Hedef 5: Uyuşturucu Ticareti ile Mücadele
Uyuşturucudan beslenen suç örgütlerinin belirlenmesi ve bu örgütlerin çocuk ve gençlerimizi satıcılık ve bağımlı çocuk ve gençler yaratarak başka hangi amaçlar güttüklerini belirlemek ve bunlara karşı ciddi önlemlerin alınması gerekir. Suç örgütlerinin yapılanmaları, örgütlere eleman kazandırma, iletişim, işleyiş ve kolluk güçlerinden gizlenme yöntemleri hakkında çalışmaları bölgenin kolluk (güvenlik) güçleri kendi çalışma alanlarında ellerinden geldiğince elbette yürütmektedir. Fakat burada bizlerin önemsediği nokta; bu çalışmaların kurumsal bir eşgüdüm içinde; Diyarbakır Valiliğin koordinesinde Polisin ve Jandarmanın daha etkin ve daha koordineli çalışmasını sağlamak ve zehirin kaynağının kurutularak (KIRSALDA DAHA ETKİN BİR ÇALIŞMA YÜRÜTEREK) sokak satıcılarına ulaşmasını daha etkin bir şekilde önlemek gerekir. Çünkü kaynakta bataklığı kurutmak ile Diyarbakır sokaklarında dağılan uyuşturucuyu (ESRAR) yakalamak ve yok etmek çok daha zor, çok daha personel ihtiyacı ve güç sarf etmek gerektirecektir.
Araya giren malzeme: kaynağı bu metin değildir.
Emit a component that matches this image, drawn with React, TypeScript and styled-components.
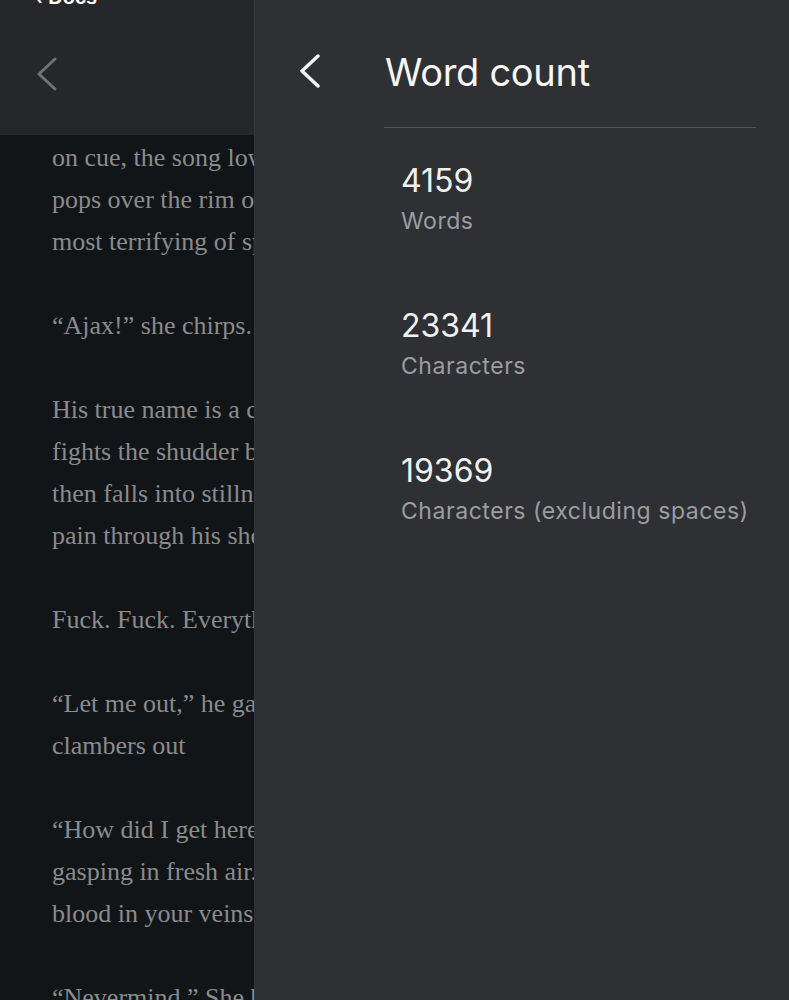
import React from "react";
import styled, { createGlobalStyle } from "styled-components";

const GlobalStyle = createGlobalStyle`
  html, body {
    margin: 0;
    padding: 0;
    background: #121517;
  }
  * {
    box-sizing: border-box;
  }
`;

const docLines: (string | null)[] = [
  "on cue, the song lowers to a hum, and a small head",
  "pops over the rim of the crate, the smallest and",
  "most terrifying of spirits.",
  null,
  "“Ajax!” she chirps. “You’re awake!”",
  null,
  "His true name is a curse in her mouth. He",
  "fights the shudder back, holds it in his chest,",
  "then falls into stillness as the last of the",
  "pain through his shoulders ebbs away.",
  null,
  "Fuck. Fuck. Everything hurts.",
  null,
  "“Let me out,” he gasps, and the lid lifts. He",
  "clambers out",
  null,
  "“How did I get here?” he asks, still",
  "gasping in fresh air. “I can feel the",
  "blood in your veins.”",
  null,
  "“Nevermind,” She bristles and turns away.",
];

const stats = [
  { value: "4159", label: "Words" },
  { value: "23341", label: "Characters" },
  { value: "19369", label: "Characters (excluding spaces)" },
];

const Chevron = ({ color, width = 3.5 }: { color: string; width?: number }) => (
  <svg width="22" height="34" viewBox="0 0 22 34" fill="none">
    <polyline
      points="19,2 3,17 19,32"
      stroke={color}
      strokeWidth={width}
      strokeLinecap="round"
      strokeLinejoin="round"
    />
  </svg>
);

const App = () => {
  return (
    <>
      <GlobalStyle />
      <Screen>
        <DocPane>
          <DocHeader>
            <TopLabel>‹ Docs</TopLabel>
            <DocBack>
              <Chevron color="#707174" width={3} />
            </DocBack>
          </DocHeader>
          <DocBody>
            {docLines.map((line, i) => (
              <DocLine key={i}>{line ?? "\u00a0"}</DocLine>
            ))}
          </DocBody>
        </DocPane>
        <Panel>
          <PanelHeader>
            <PanelBack>
              <Chevron color="#f2f2f2" />
            </PanelBack>
            <Title>Word count</Title>
          </PanelHeader>
          <Divider />
          <StatList>
            {stats.map((s) => (
              <StatRow key={s.label}>
                <StatValue>{s.value}</StatValue>
                <StatLabel>{s.label}</StatLabel>
              </StatRow>
            ))}
          </StatList>
        </Panel>
      </Screen>
    </>
  );
};

const Screen = styled.div`
  display: flex;
  width: 789px;
  height: 1000px;
  overflow: hidden;
`;

const DocPane = styled.div`
  width: 255px;
  flex-shrink: 0;
  display: flex;
  flex-direction: column;
  overflow: hidden;
  background: #121517;
  border-right: 1px solid #34353a;
`;

const DocHeader = styled.div`
  height: 135px;
  flex-shrink: 0;
  display: flex;
  flex-direction: column;
  background: #26272b;
  padding-left: 36px;
`;

const TopLabel = styled.div`
  margin-top: -13px;
  height: 20px;
  font-family: "Liberation Sans", Arial, sans-serif;
  font-size: 20px;
  line-height: 20px;
  font-weight: 700;
  color: #ffffff;
  white-space: nowrap;
`;

const DocBack = styled.div`
  margin-top: 50px;
  display: flex;
`;

const DocBody = styled.div`
  padding: 2px 0 0 52px;
  width: 760px;
  font-family: "Liberation Serif", "Times New Roman", serif;
  font-size: 26px;
  line-height: 42px;
  color: #8a8b8d;
`;

const DocLine = styled.div`
  white-space: nowrap;
`;

const Panel = styled.div`
  flex: 1;
  display: flex;
  flex-direction: column;
  background: #2f3034;
  font-family: Inter, "Liberation Sans", sans-serif;
`;

const PanelHeader = styled.div`
  height: 127px;
  display: flex;
  align-items: flex-start;
  padding: 48px 0 0 44px;
`;

const PanelBack = styled.div`
  display: flex;
  margin-top: 6px;
  width: 86px;
`;

const Title = styled.div`
  font-size: 38px;
  line-height: 48px;
  font-weight: 400;
  color: #f6f6f6;
  letter-spacing: -0.3px;
`;

const Divider = styled.div`
  height: 1px;
  margin: 0 33px 0 129px;
  background: #55565b;
`;

const StatList = styled.div`
  display: flex;
  flex-direction: column;
  padding: 34px 0 0 146px;
`;

const StatRow = styled.div`
  height: 145px;
  display: flex;
  flex-direction: column;
  gap: 6px;
`;

const StatValue = styled.div`
  font-size: 32px;
  line-height: 38px;
  color: #f1f1f1;
`;

const StatLabel = styled.div`
  font-size: 23px;
  line-height: 30px;
  color: #9c9da1;
  letter-spacing: 0.55px;
  white-space: nowrap;
`;

export default App;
Sonuç olarak ilk yapmamız gereken eğitim ve önleme programlarının hayata geçirilmesi olmalıdır. Uyuşturucu madde kullanımını önleme programlarının maliyetleri tedavi programlarına göre çok düşüktür. Eğitim ve önleme programlarını hayata geçirirken tedavi ve rehabilitasyon programlarımızı da geliştirmek yüksek derecede hassasiyet gerektiren bir noktadır. Bu noktada Diyarbakır’da devletin önleme programlarının düzenleyici olması gerekmektedir. Ayrıca Diyarbakır’da tedavi programlarının çağdaş hale getirmesi ve tedavi sonrasında da izlemelerin yapılması gerekmektedir. Tedavi sonrasın da rehabilitasyon programları hazırlayıp tedavi sonrasında bağımlılar için nasıl iş olanaklarının yaratılacağı ve nasıl hayatını idame edebileceği ile ilgili programlarının mevcut olması gerekmektedir.
Tüm bu konudaki açıklamalar ışığında hedeflenen faaliyetlerin aktif hale getirilmesi konusunda destek ve çalışmaların acil bir eylem planı kapsamında bir sosyal politika bileşeni olarak düşünülmesini saygılarımla bilgilerinize sunarız.